A heart transplant recipient gave birth to a baby for the first time in Korea, beating the norm that heart transplant survivors shun to conceive due to high chance of premature delivery and miscarriage.
Asan Medical Center said Lee Eun-jin, who received heart transplantation in March 2013, gave birth to a 2.98-kilogram baby boy on Jan. 9. Lee’s case was unprecedented in Korea.
There were liver transplant patients or kidney transplant survivors who gave birth, but it was rare that a heart transplant recipient tried to have a baby. Overseas studies have suggested that fetal congenital anomalies and spontaneous abortions were more likely to occur in pregnancy after a heart or lung transplantation. Even if fertile, most heart transplant patients do not try to conceive due to anxiety and fear.
However, Lee’s delivery confirmed a heart transplant recipient could give birth to a healthy baby if she carefully makes a pregnancy decision after the primary care doctor’s thorough assessment on the rejection of the transplanted organ, kidney and liver functions and drugs being taken, and if she receives steady care during pregnancy.
Lee was diagnosed with dilated cardiomyopathy, caused by cardiac muscle problems, 10 years ago at a provincial hospital. As the disorder worsened, she received a heart transplant surgery at Asan Medical Center in 2013.
After the surgery, Lee has kept working out and maintained a healthy lifestyle. After a wedding in 2016, she planned to conceive.
After getting pregnant in March 2017, Lee visited the hospital frequently to check her transplanted heart’s functions, rejection, hypertension, and diabetes.
Fortunately, she was able to control weight and medication during pregnancy. On Jan. 9, she gave birth to a healthy baby boy, weighing 2.98 kilograms, with the help of obstetrics/gynecology professor Won Hye-seong.
“It is the first time in Korea that a heart transplant recipient gave birth, although there have been reports of births from liver transplant or kidney transplant patients," said Kim Jae-joong, a professor of Cardiac Internal Medicine Department of Asan Medical Center. "I am delighted that heart transplant patients with fertility will have new hope. I congratulate her and the baby.”
Ob/Gyn Professor Won said, "In an era of a low birth rate, it is good news that transplant patients with serious diseases are getting pregnant. But, due to the various risks associated with the use of medication, it is necessary to consult with the medical staff before the pregnancy. During pregnancy, the mother's strong will, combined with proper medical treatment, will make it possible to give birth to a healthy baby.”
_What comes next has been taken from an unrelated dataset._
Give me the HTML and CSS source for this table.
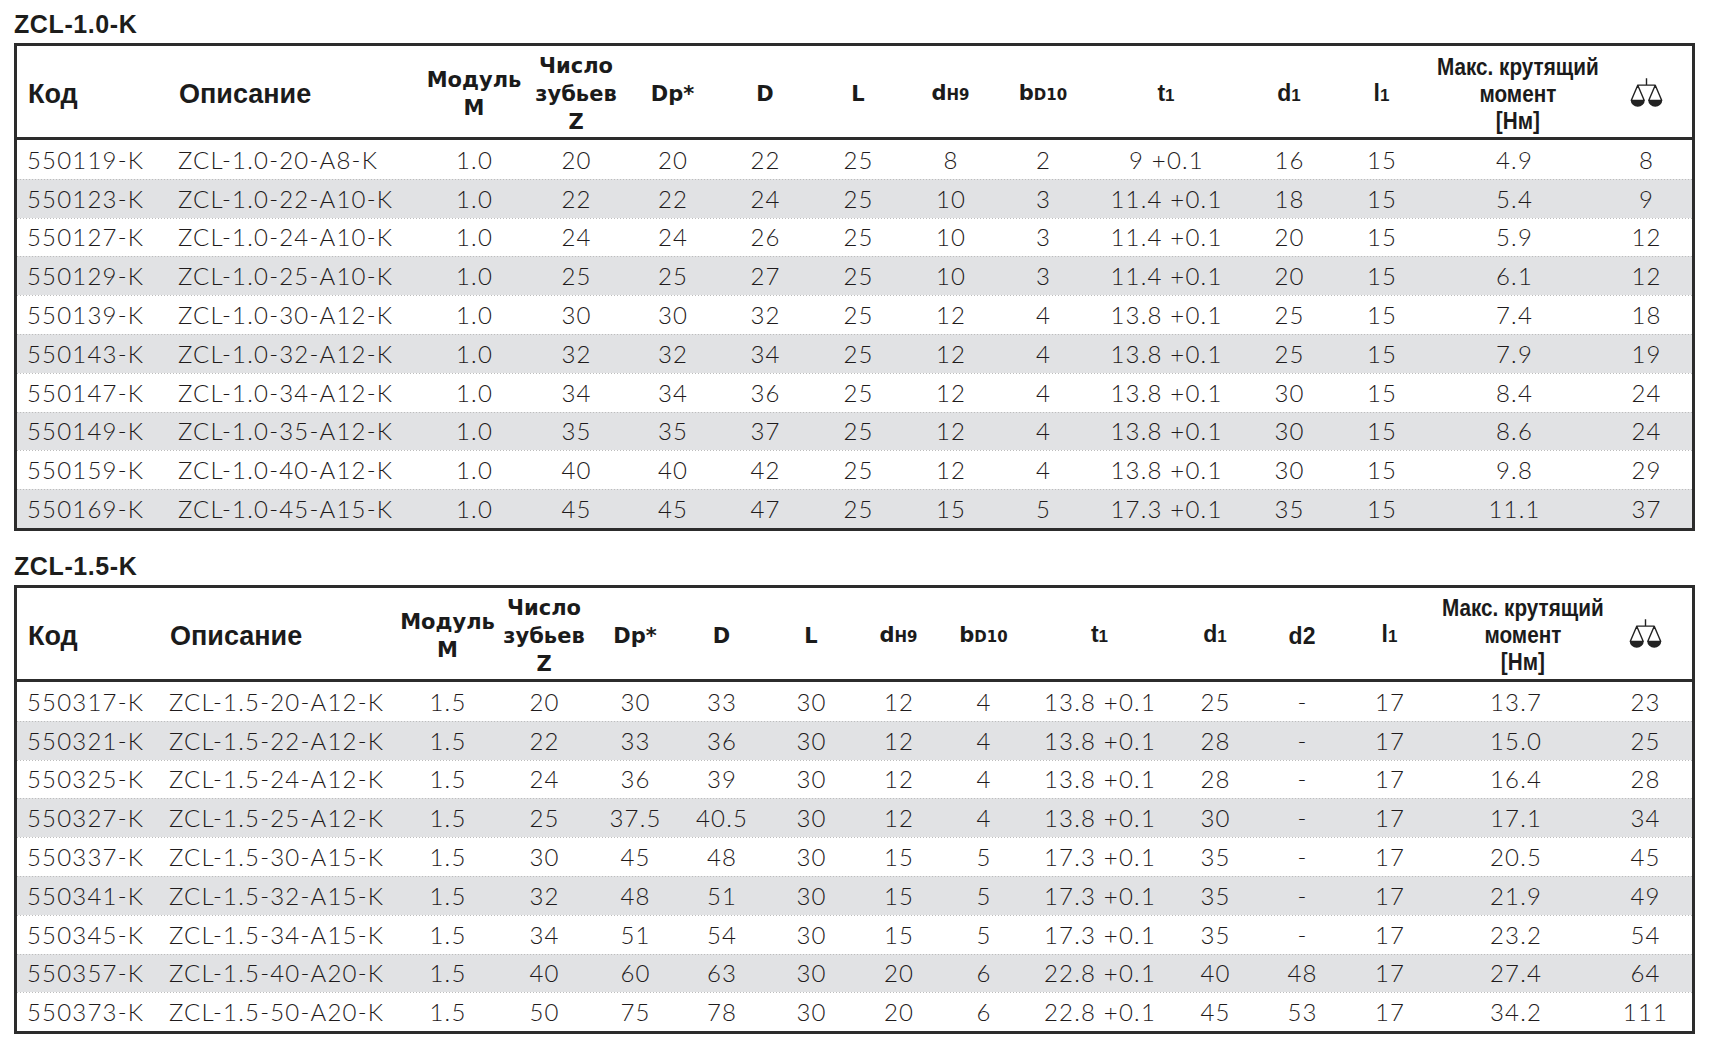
FILE: index.html
```html
<!DOCTYPE html>
<html lang="ru">
<head>
<meta charset="utf-8">
<title>ZCL-K</title>
<link rel="stylesheet" href="styles.css">
</head>
<body>
<section class="block">
  <h2 class="title">ZCL-1.0-K</h2>
  <div class="tbl tbl-a">
    <div class="hrow">
      <span class="h-lg">Код</span>
      <span class="h-lg">Описание</span>
      <span>Модуль<br>M</span>
      <span>Число<br>зубьев<br>Z</span>
      <span>Dp*</span>
      <span>D</span>
      <span>L</span>
      <span>d<small>H9</small></span>
      <span>b<small>D10</small></span>
      <span class="h-cond">t<small>1</small></span>
      <span class="h-cond">d<small>1</small></span>
      <span class="h-cond">l<small>1</small></span>
      <span class="h-nar"><span class="sq">Макс. крутящий<br>момент<br>[Нм]</span></span>
      <span class="icon"><svg viewBox="0 0 30 30" width="35" height="35"><path d="M15 1V7M7.5 7H22.5M7.5 7L2 20H13ZM22.5 7L17 20H28Z" fill="none" stroke="#222" stroke-width="1.2" stroke-linejoin="round"/><path d="M1.5 20A6 5.5 0 0 0 13.5 20ZM16.5 20A6 5.5 0 0 0 28.5 20Z" fill="#222"/></svg></span>
    </div>
    <div class="row"><span class="l">550119-K</span><span class="l">ZCL-1.0-20-A8-K</span><span>1.0</span><span>20</span><span>20</span><span>22</span><span>25</span><span>8</span><span>2</span><span>9 +0.1</span><span>16</span><span>15</span><span>4.9</span><span>8</span></div>
    <div class="row"><span class="l">550123-K</span><span class="l">ZCL-1.0-22-A10-K</span><span>1.0</span><span>22</span><span>22</span><span>24</span><span>25</span><span>10</span><span>3</span><span>11.4 +0.1</span><span>18</span><span>15</span><span>5.4</span><span>9</span></div>
    <div class="row"><span class="l">550127-K</span><span class="l">ZCL-1.0-24-A10-K</span><span>1.0</span><span>24</span><span>24</span><span>26</span><span>25</span><span>10</span><span>3</span><span>11.4 +0.1</span><span>20</span><span>15</span><span>5.9</span><span>12</span></div>
    <div class="row"><span class="l">550129-K</span><span class="l">ZCL-1.0-25-A10-K</span><span>1.0</span><span>25</span><span>25</span><span>27</span><span>25</span><span>10</span><span>3</span><span>11.4 +0.1</span><span>20</span><span>15</span><span>6.1</span><span>12</span></div>
    <div class="row"><span class="l">550139-K</span><span class="l">ZCL-1.0-30-A12-K</span><span>1.0</span><span>30</span><span>30</span><span>32</span><span>25</span><span>12</span><span>4</span><span>13.8 +0.1</span><span>25</span><span>15</span><span>7.4</span><span>18</span></div>
    <div class="row"><span class="l">550143-K</span><span class="l">ZCL-1.0-32-A12-K</span><span>1.0</span><span>32</span><span>32</span><span>34</span><span>25</span><span>12</span><span>4</span><span>13.8 +0.1</span><span>25</span><span>15</span><span>7.9</span><span>19</span></div>
    <div class="row"><span class="l">550147-K</span><span class="l">ZCL-1.0-34-A12-K</span><span>1.0</span><span>34</span><span>34</span><span>36</span><span>25</span><span>12</span><span>4</span><span>13.8 +0.1</span><span>30</span><span>15</span><span>8.4</span><span>24</span></div>
    <div class="row"><span class="l">550149-K</span><span class="l">ZCL-1.0-35-A12-K</span><span>1.0</span><span>35</span><span>35</span><span>37</span><span>25</span><span>12</span><span>4</span><span>13.8 +0.1</span><span>30</span><span>15</span><span>8.6</span><span>24</span></div>
    <div class="row"><span class="l">550159-K</span><span class="l">ZCL-1.0-40-A12-K</span><span>1.0</span><span>40</span><span>40</span><span>42</span><span>25</span><span>12</span><span>4</span><span>13.8 +0.1</span><span>30</span><span>15</span><span>9.8</span><span>29</span></div>
    <div class="row"><span class="l">550169-K</span><span class="l">ZCL-1.0-45-A15-K</span><span>1.0</span><span>45</span><span>45</span><span>47</span><span>25</span><span>15</span><span>5</span><span>17.3 +0.1</span><span>35</span><span>15</span><span>11.1</span><span>37</span></div>
  </div>
</section>
<section class="block">
  <h2 class="title">ZCL-1.5-K</h2>
  <div class="tbl tbl-b">
    <div class="hrow">
      <span class="h-lg">Код</span>
      <span class="h-lg">Описание</span>
      <span>Модуль<br>M</span>
      <span>Число<br>зубьев<br>Z</span>
      <span>Dp*</span>
      <span>D</span>
      <span>L</span>
      <span>d<small>H9</small></span>
      <span>b<small>D10</small></span>
      <span class="h-cond">t<small>1</small></span>
      <span class="h-cond">d<small>1</small></span>
      <span class="h-cond">d2</span>
      <span class="h-cond">l<small>1</small></span>
      <span class="h-nar"><span class="sq">Макс. крутящий<br>момент<br>[Нм]</span></span>
      <span class="icon"><svg viewBox="0 0 30 30" width="35" height="35"><path d="M15 1V7M7.5 7H22.5M7.5 7L2 20H13ZM22.5 7L17 20H28Z" fill="none" stroke="#222" stroke-width="1.2" stroke-linejoin="round"/><path d="M1.5 20A6 5.5 0 0 0 13.5 20ZM16.5 20A6 5.5 0 0 0 28.5 20Z" fill="#222"/></svg></span>
    </div>
    <div class="row"><span class="l">550317-K</span><span class="l">ZCL-1.5-20-A12-K</span><span>1.5</span><span>20</span><span>30</span><span>33</span><span>30</span><span>12</span><span>4</span><span>13.8 +0.1</span><span>25</span><span>-</span><span>17</span><span>13.7</span><span>23</span></div>
    <div class="row"><span class="l">550321-K</span><span class="l">ZCL-1.5-22-A12-K</span><span>1.5</span><span>22</span><span>33</span><span>36</span><span>30</span><span>12</span><span>4</span><span>13.8 +0.1</span><span>28</span><span>-</span><span>17</span><span>15.0</span><span>25</span></div>
    <div class="row"><span class="l">550325-K</span><span class="l">ZCL-1.5-24-A12-K</span><span>1.5</span><span>24</span><span>36</span><span>39</span><span>30</span><span>12</span><span>4</span><span>13.8 +0.1</span><span>28</span><span>-</span><span>17</span><span>16.4</span><span>28</span></div>
    <div class="row"><span class="l">550327-K</span><span class="l">ZCL-1.5-25-A12-K</span><span>1.5</span><span>25</span><span>37.5</span><span>40.5</span><span>30</span><span>12</span><span>4</span><span>13.8 +0.1</span><span>30</span><span>-</span><span>17</span><span>17.1</span><span>34</span></div>
    <div class="row"><span class="l">550337-K</span><span class="l">ZCL-1.5-30-A15-K</span><span>1.5</span><span>30</span><span>45</span><span>48</span><span>30</span><span>15</span><span>5</span><span>17.3 +0.1</span><span>35</span><span>-</span><span>17</span><span>20.5</span><span>45</span></div>
    <div class="row"><span class="l">550341-K</span><span class="l">ZCL-1.5-32-A15-K</span><span>1.5</span><span>32</span><span>48</span><span>51</span><span>30</span><span>15</span><span>5</span><span>17.3 +0.1</span><span>35</span><span>-</span><span>17</span><span>21.9</span><span>49</span></div>
    <div class="row"><span class="l">550345-K</span><span class="l">ZCL-1.5-34-A15-K</span><span>1.5</span><span>34</span><span>51</span><span>54</span><span>30</span><span>15</span><span>5</span><span>17.3 +0.1</span><span>35</span><span>-</span><span>17</span><span>23.2</span><span>54</span></div>
    <div class="row"><span class="l">550357-K</span><span class="l">ZCL-1.5-40-A20-K</span><span>1.5</span><span>40</span><span>60</span><span>63</span><span>30</span><span>20</span><span>6</span><span>22.8 +0.1</span><span>40</span><span>48</span><span>17</span><span>27.4</span><span>64</span></div>
    <div class="row"><span class="l">550373-K</span><span class="l">ZCL-1.5-50-A20-K</span><span>1.5</span><span>50</span><span>75</span><span>78</span><span>30</span><span>20</span><span>6</span><span>22.8 +0.1</span><span>45</span><span>53</span><span>17</span><span>34.2</span><span>111</span></div>
  </div>
</section>
</body>
</html>
```

FILE: styles.css
```css
html, body {
  margin: 0;
  background: #ffffff;
}

body {
  padding: 0 0 0 14px;
  font-family: "Lato", "Roboto", "Liberation Sans", sans-serif;
  color: #1f1b1c;
}

.block + .block {
  margin-top: 11px;
}

.title {
  margin: 0 0 7px;
  padding-top: 12px;
  font: 700 25px/24px "Liberation Sans", Arial, sans-serif;
  letter-spacing: 0.6px;
  color: #1d1d1b;
}

.tbl {
  width: 1675px;
  border: 3px solid #2c2c2c;
}

.tbl-a {
  --cols: 151px 255px 102px 102px 91px 94px 92px 93px 92px 154px 92px 93px 172px 92px;
}

.tbl-b {
  --cols: 142px 240px 97px 96px 86px 87px 92px 83px 87px 145px 86px 88px 87px 165px 94px;
}

.hrow,
.row {
  display: grid;
  grid-template-columns: var(--cols);
  align-items: center;
}

.hrow {
  box-sizing: border-box;
  height: 94px;
  padding-top: 5px;
  border-bottom: 3px solid #2c2c2c;
  font: 700 21px/28px "DejaVu Sans", "Liberation Sans", sans-serif;
  text-align: center;
  color: #1b1b1b;
}

.hrow > span {
  white-space: nowrap;
}

.hrow .h-lg {
  font-family: "Liberation Sans", Arial, sans-serif;
  font-size: 27px;
  text-align: left;
  padding-left: 11px;
}

.hrow .h-cond {
  font-family: "Liberation Sans", Arial, sans-serif;
  font-size: 23px;
}

.hrow .h-nar {
  font-family: "Liberation Sans", Arial, sans-serif;
  font-size: 23px;
  line-height: 27px;
}

.hrow .sq {
  display: inline-block;
  transform: scaleX(0.9);
}

.hrow small {
  font-size: 15px;
}

.hrow .h-cond small {
  font-size: 17px;
}

.icon {
  display: flex;
  justify-content: center;
}

.row {
  height: 38.8px;
  font-size: 24px;
  font-weight: 300;
  letter-spacing: 1.2px;
  text-align: center;
  white-space: nowrap;
  background-image: linear-gradient(90deg, #bdbdbd 50%, transparent 50%);
  background-size: 3px 1px;
  background-repeat: repeat-x;
  background-position: 0 0;
}

.hrow + .row {
  background-image: none;
}

.row:nth-child(odd) {
  background-color: #e1e2e4;
}

.row > span {
  padding-left: 1px;
}

.row > .l {
  text-align: left;
  padding-left: 10px;
}
```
The number of fertile heart transplant survivors is increasing every year, supported by growing adult heart transplants and the rising survival rate of pediatric cardiac transplantation.
In Korea, there have been 1,391 heart transplantations since 2000 when the Korean Network for Organ Sharing (KONOS) started operation. Thirty-two percent of cardiac transplant recipients were women, and approximately one-third of them were fertile.